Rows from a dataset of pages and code
___
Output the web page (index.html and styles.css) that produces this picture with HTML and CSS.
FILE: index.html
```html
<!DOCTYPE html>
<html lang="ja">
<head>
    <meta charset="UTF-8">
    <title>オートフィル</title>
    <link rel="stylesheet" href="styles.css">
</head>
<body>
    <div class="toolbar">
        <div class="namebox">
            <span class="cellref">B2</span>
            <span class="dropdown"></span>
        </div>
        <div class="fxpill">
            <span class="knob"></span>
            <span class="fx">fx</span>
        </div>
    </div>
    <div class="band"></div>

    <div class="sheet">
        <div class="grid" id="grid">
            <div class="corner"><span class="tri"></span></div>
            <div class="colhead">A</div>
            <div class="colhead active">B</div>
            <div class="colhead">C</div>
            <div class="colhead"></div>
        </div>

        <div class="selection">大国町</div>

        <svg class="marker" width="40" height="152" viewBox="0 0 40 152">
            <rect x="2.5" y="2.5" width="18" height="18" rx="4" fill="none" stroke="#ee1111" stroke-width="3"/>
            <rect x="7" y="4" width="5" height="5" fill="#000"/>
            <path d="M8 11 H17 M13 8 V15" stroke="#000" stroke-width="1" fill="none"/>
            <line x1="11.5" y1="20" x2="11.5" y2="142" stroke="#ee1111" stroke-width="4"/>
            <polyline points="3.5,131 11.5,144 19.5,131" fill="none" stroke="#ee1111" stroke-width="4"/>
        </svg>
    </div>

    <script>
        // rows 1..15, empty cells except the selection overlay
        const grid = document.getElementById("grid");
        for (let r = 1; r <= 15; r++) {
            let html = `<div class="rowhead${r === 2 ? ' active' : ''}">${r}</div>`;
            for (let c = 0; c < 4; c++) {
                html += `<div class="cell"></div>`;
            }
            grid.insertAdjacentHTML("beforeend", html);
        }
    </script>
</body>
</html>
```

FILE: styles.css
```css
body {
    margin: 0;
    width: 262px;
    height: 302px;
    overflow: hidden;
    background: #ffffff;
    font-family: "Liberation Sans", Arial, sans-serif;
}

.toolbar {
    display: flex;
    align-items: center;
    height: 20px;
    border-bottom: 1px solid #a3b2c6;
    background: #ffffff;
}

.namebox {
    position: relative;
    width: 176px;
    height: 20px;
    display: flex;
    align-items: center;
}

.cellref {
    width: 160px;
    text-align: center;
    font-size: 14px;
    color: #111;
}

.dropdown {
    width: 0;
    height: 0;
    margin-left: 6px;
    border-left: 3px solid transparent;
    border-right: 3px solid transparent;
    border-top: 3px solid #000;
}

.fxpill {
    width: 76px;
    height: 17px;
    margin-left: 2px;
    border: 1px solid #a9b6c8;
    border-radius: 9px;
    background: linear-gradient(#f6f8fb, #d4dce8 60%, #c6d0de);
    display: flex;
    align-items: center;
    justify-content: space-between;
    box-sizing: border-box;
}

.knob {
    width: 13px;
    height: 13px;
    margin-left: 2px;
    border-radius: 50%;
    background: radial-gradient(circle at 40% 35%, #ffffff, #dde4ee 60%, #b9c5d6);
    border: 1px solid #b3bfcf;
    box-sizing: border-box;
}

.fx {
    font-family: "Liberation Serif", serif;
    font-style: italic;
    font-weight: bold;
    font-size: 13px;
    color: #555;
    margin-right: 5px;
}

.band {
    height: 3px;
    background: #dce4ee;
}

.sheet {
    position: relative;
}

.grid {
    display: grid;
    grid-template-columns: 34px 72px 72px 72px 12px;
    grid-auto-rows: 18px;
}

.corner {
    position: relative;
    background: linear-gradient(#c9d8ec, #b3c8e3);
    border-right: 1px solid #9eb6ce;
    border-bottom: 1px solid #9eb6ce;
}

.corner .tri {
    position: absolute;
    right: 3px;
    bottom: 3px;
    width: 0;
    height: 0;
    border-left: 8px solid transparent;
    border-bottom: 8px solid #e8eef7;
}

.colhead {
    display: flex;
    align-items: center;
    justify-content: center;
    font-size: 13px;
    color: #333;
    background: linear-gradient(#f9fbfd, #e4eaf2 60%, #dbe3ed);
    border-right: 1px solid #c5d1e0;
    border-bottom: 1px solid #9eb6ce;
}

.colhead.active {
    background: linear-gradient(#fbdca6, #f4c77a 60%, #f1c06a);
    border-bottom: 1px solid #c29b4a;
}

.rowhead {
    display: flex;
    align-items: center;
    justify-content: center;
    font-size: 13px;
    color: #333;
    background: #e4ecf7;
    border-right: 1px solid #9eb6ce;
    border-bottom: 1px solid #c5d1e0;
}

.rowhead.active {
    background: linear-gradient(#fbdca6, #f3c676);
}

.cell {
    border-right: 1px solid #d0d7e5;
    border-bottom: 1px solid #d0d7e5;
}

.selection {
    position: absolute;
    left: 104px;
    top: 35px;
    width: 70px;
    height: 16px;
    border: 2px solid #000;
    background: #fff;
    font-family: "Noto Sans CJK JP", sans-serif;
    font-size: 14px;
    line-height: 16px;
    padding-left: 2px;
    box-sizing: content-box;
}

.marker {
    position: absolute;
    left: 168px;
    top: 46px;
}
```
___
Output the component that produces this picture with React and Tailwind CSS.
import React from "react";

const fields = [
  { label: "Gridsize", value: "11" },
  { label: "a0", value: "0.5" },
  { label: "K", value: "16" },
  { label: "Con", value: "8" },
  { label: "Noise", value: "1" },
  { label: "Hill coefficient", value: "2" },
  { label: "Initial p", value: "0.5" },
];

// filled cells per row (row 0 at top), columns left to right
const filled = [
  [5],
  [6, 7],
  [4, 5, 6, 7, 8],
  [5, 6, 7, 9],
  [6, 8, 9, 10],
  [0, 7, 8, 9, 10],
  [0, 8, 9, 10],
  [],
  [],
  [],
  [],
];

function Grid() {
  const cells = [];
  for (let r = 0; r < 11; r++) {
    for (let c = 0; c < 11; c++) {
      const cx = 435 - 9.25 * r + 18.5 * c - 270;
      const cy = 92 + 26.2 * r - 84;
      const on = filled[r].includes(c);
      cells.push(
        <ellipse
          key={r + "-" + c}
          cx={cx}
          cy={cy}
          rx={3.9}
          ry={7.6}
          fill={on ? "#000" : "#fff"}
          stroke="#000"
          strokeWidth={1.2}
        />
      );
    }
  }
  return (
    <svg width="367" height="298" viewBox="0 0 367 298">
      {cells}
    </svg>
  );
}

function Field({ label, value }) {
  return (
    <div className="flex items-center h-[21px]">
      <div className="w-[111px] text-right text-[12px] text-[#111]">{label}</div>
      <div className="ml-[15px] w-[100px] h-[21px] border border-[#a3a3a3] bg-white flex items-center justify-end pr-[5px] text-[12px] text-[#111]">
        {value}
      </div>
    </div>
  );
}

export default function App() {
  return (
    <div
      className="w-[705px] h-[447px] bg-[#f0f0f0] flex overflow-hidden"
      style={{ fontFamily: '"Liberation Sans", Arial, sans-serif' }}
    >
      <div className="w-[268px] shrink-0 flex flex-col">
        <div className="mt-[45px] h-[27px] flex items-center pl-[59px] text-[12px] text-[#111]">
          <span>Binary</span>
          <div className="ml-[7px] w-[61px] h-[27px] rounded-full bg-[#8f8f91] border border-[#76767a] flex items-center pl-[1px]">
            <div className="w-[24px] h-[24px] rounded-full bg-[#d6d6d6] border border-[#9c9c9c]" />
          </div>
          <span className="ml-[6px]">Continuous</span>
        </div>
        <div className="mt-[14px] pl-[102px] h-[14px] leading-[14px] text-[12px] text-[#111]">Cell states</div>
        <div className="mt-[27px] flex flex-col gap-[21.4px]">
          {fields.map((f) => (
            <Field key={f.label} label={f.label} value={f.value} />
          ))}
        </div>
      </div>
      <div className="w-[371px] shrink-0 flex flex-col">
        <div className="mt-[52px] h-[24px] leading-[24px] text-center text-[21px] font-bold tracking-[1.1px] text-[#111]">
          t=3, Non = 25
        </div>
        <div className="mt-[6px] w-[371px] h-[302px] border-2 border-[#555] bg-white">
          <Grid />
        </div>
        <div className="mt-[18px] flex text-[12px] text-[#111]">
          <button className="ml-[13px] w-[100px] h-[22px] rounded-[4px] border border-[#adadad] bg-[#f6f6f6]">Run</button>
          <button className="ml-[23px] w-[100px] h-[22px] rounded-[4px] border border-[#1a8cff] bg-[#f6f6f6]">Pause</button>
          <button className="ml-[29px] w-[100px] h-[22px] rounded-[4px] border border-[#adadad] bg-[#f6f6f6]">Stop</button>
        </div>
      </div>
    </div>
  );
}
___
Aim:
Which lines hold the word "produces"? Return all of them from the records above.

The solution:
Output the web page (index.html and styles.css) that produces this picture with HTML and CSS.
Output the component that produces this picture with React and Tailwind CSS.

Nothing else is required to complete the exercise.